> **Given instruction**
Print only the lines from the top of the data through the line with "string; checked?: boolean", both included, skipping every picture.

> **Data entries**
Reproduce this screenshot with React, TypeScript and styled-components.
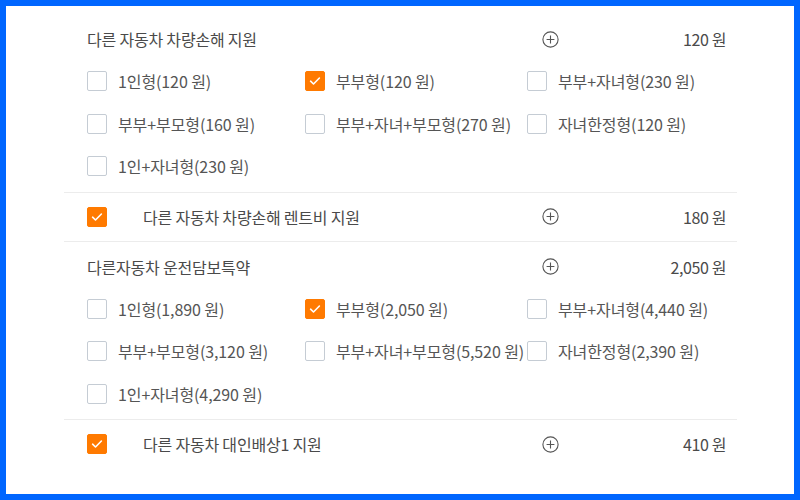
import styled, { createGlobalStyle } from 'styled-components';

const GlobalStyle = createGlobalStyle`
  html, body {
    margin: 0;
    padding: 0;
    background: #ffffff;
  }
  body {
    font-family: "Noto Sans CJK KR", "Noto Sans", sans-serif;
  }
`;

type Option = { label: string; checked?: boolean };

type Group = {
  title: string;
  price: string;
  options: Option[];
};

const groups: Group[] = [
  {
    title: '다른 자동차 차량손해 지원',
    price: '120 원',
    options: [
      { label: '1인형(120 원)' },
      { label: '부부형(120 원)', checked: true },
      { label: '부부+자녀형(230 원)' },
      { label: '부부+부모형(160 원)' },
      { label: '부부+자녀+부모형(270 원)' },
      { label: '자녀한정형(120 원)' },
      { label: '1인+자녀형(230 원)' },
    ],
  },
  {
    title: '다른자동차 운전담보특약',
    price: '2,050 원',
    options: [
      { label: '1인형(1,890 원)' },
      { label: '부부형(2,050 원)', checked: true },
      { label: '부부+자녀형(4,440 원)' },
      { label: '부부+부모형(3,120 원)' },
      { label: '부부+자녀+부모형(5,520 원)' },
      { label: '자녀한정형(2,390 원)' },
      { label: '1인+자녀형(4,290 원)' },
    ],
  },
];

const singles = [
  { title: '다른 자동차 차량손해 렌트비 지원', price: '180 원' },
  { title: '다른 자동차 대인배상1 지원', price: '410 원' },
];

function PlusIcon() {
  return (
    <svg width="17" height="17" viewBox="0 0 17 17" fill="none">
      <circle cx="8.5" cy="8.5" r="7.6" stroke="#555" strokeWidth="1.1" />
      <path d="M8.5 4.6v7.8M4.6 8.5h7.8" stroke="#555" strokeWidth="1.1" />
    </svg>
  );
}

function Check({ checked }: { checked?: boolean }) {
  return (
    <Box $checked={checked}>
      {checked && (
        <svg width="14" height="14" viewBox="0 0 14 14" fill="none">
          <path d="M2.6 7.2l2.9 2.8 5.9-6" stroke="#fff" strokeWidth="1.6" strokeLinecap="round" strokeLinejoin="round" />
        </svg>
      )}
    </Box>
  );
}

function GroupSection({ group }: { group: Group }) {
  return (
    <Section>
      <Header>
        <Title>{group.title}</Title>
        <PlusIcon />
        <Price>{group.price}</Price>
      </Header>
      <Options>
        {group.options.map((o) => (
          <OptionItem key={o.label}>
            <Check checked={o.checked} />
            <OptionLabel>{o.label}</OptionLabel>
          </OptionItem>
        ))}
      </Options>
    </Section>
  );
}

function SingleRow({ title, price }: { title: string; price: string }) {
  return (
    <Single>
      <Check checked />
      <SingleTitle>{title}</SingleTitle>
      <PlusIcon />
      <Price>{price}</Price>
    </Single>
  );
}

export default function App() {
  return (
    <Frame>
      <GlobalStyle />
      <List>
        <GroupSection group={groups[0]} />
        <SingleRow {...singles[0]} />
        <GroupSection group={groups[1]} />
        <SingleRow {...singles[1]} />
      </List>
    </Frame>
  );
}

const Frame = styled.div`
  width: 800px;
  height: 500px;
  box-sizing: border-box;
  border: 6px solid #0066ff;
  background: #fff;
  overflow: hidden;
`;

const List = styled.div`
  width: 673px;
  margin-left: 58px;
  padding-top: 8px;

  & > *:last-child {
    border-bottom: none;
  }
`;

const Section = styled.div`
  padding: 4px 0 4px;
  border-bottom: 1px solid #ececec;

  & + & {
    padding-top: 3px;
  }
`;

const Header = styled.div`
  display: grid;
  grid-template-columns: 1fr 17px 167px;
  align-items: center;
  height: 42px;
  padding: 0 11px 0 23px;
`;

const Title = styled.div`
  font-size: 16px;
  color: #4a4a4a;
  letter-spacing: -0.2px;
`;

const Price = styled.div`
  font-size: 16px;
  color: #4a4a4a;
  text-align: right;
  letter-spacing: -0.4px;
`;

const Options = styled.div`
  display: grid;
  grid-template-columns: 218px 222px 1fr;
  grid-auto-rows: 42.5px;
  padding-left: 23px;
`;

const OptionItem = styled.label`
  display: flex;
  align-items: center;
  gap: 11px;
  white-space: nowrap;
`;

const Box = styled.span<{ $checked?: boolean }>`
  flex: none;
  width: 20px;
  height: 20px;
  box-sizing: border-box;
  border-radius: 2px;
  border: 1px solid ${(p) => (p.$checked ? '#ff7a00' : '#c5ccd4')};
  background: ${(p) => (p.$checked ? '#ff7a00' : '#fff')};
  display: flex;
  align-items: center;
  justify-content: center;
`;

const OptionLabel = styled.span`
  font-size: 16px;
  color: #555;
  letter-spacing: -0.1px;
`;

const Single = styled.div`
  display: grid;
  grid-template-columns: 20px 1fr 17px 167px;
  align-items: center;
  height: 48px;
  padding: 0 11px 0 23px;
  border-bottom: 1px solid #ececec;
`;

const SingleTitle = styled.div`
  font-size: 16px;
  color: #4a4a4a;
  letter-spacing: -0.2px;
  padding-left: 36px;
`;
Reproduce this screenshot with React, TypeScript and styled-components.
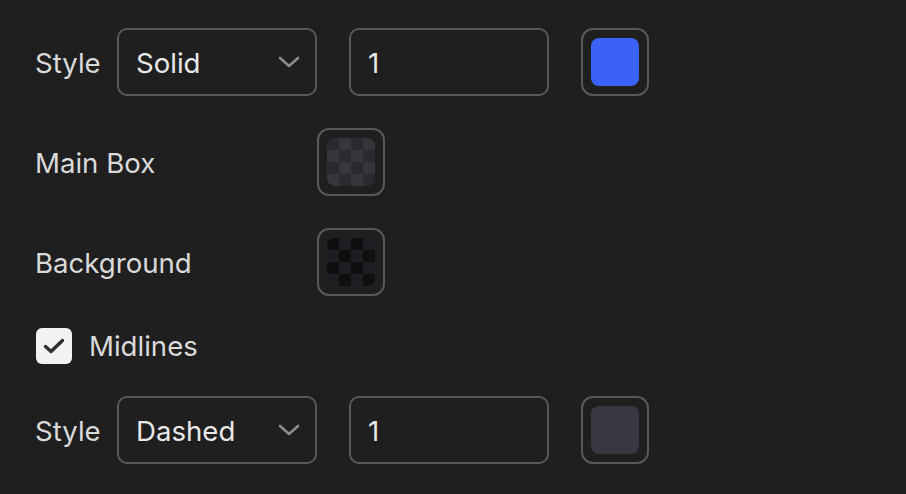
import React from 'react';
import styled, { createGlobalStyle } from 'styled-components';

const GlobalStyle = createGlobalStyle`
	html, body {
		margin: 0;
		padding: 0;
		background: #1f1f1f;
	}
	body {
		font-family: Inter, "Noto Sans", "Liberation Sans", sans-serif;
		color: #dcdcdc;
	}
`;

const Panel = styled.div`
	display: flex;
	flex-direction: column;
	gap: 32px;
	padding: 28px 0 0 35px;
	width: 906px;
	height: 494px;
	box-sizing: border-box;
`;

const Row = styled.div`
	display: flex;
	align-items: center;
	height: 68px;
`;

const CheckRow = styled.div`
	display: flex;
	align-items: center;
	gap: 17px;
	height: 36px;
	margin-left: 1px;
`;

const Label = styled.span<{ width?: number; lift?: boolean }>`
	font-size: 27.6px;
	padding-top: ${(p) => (p.lift ? 0 : 2)}px;
	color: #dadada;
	width: ${(p) => (p.width ? `${p.width}px` : 'auto')};
	flex-shrink: 0;
`;

const Field = styled.div<{ width: number }>`
	display: flex;
	align-items: center;
	justify-content: space-between;
	box-sizing: border-box;
	width: ${(p) => p.width}px;
	height: 68px;
	padding: 2px 15px 0 17px;
	border: 2px solid #595959;
	border-radius: 10px;
	font-size: 27.6px;
	color: #e8e8e8;
`;

const Swatch = styled.div`
	box-sizing: border-box;
	width: 68px;
	height: 68px;
	padding: 8px;
	border: 2px solid #595959;
	border-radius: 12px;
`;

const Fill = styled.div<{ color: string }>`
	width: 100%;
	height: 100%;
	border-radius: 8px;
	background: ${(p) => p.color};
`;

const Checker = styled.div<{ light: string; dark: string }>`
	width: 100%;
	height: 100%;
	border-radius: 8px;
	background-color: ${(p) => p.dark};
	background-image: conic-gradient(
		${(p) => p.light} 0 25%,
		${(p) => p.dark} 0 50%,
		${(p) => p.light} 0 75%,
		${(p) => p.dark} 0
	);
	background-size: 24px 24px;
`;

const Box = styled.div`
	display: grid;
	place-items: center;
	width: 36px;
	height: 36px;
	border-radius: 6px;
	background: #f2f2f2;
`;

const Spacer = styled.div`
	width: 32px;
	flex-shrink: 0;
`;

const Chevron = () => (
	<svg width="22" height="14" viewBox="0 0 22 14" fill="none" style={{ marginTop: -2 }}>
		<path d="M2 3l9 8 9-8" stroke="#8c8c8c" strokeWidth="2.6" strokeLinecap="round" strokeLinejoin="round" />
	</svg>
);

const Select = ({ value }: { value: string }) => (
	<Field width={200}>
		<span>{value}</span>
		<Chevron />
	</Field>
);

const LineRow = ({ style, width, color }: { style: string; width: string; color: string }) => (
	<Row>
		<Label width={82}>Style</Label>
		<Select value={style} />
		<Spacer />
		<Field width={200}>
			<span>{width}</span>
		</Field>
		<Spacer />
		<Swatch>
			<Fill color={color} />
		</Swatch>
	</Row>
);

export default function App() {
	return (
		<>
			<GlobalStyle />
			<Panel>
				<LineRow style="Solid" width="1" color="#3b62f6" />
				<Row>
					<Label width={282}>Main Box</Label>
					<Swatch>
						<Checker light="#35363c" dark="#2a2b30" />
					</Swatch>
				</Row>
				<Row>
					<Label width={282}>Background</Label>
					<Swatch>
						<Checker light="#1d1e22" dark="#0e0f11" />
					</Swatch>
				</Row>
				<CheckRow>
					<Box>
						<svg width="22" height="16" viewBox="0 0 22 16" fill="none">
							<path d="M2.5 8.5l5.5 5L19.5 2.5" stroke="#2e2e2e" strokeWidth="3.4" strokeLinecap="round" strokeLinejoin="round" />
						</svg>
					</Box>
					<Label lift>Midlines</Label>
				</CheckRow>
				<LineRow style="Dashed" width="1" color="#373842" />
			</Panel>
		</>
	);
}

> **Completed task**
Reproduce this screenshot with React, TypeScript and styled-components.
import styled, { createGlobalStyle } from 'styled-components';

const GlobalStyle = createGlobalStyle`
  html, body {
    margin: 0;
    padding: 0;
    background: #ffffff;
  }
  body {
    font-family: "Noto Sans CJK KR", "Noto Sans", sans-serif;
  }
`;

type Option = { label: string; checked?: boolean };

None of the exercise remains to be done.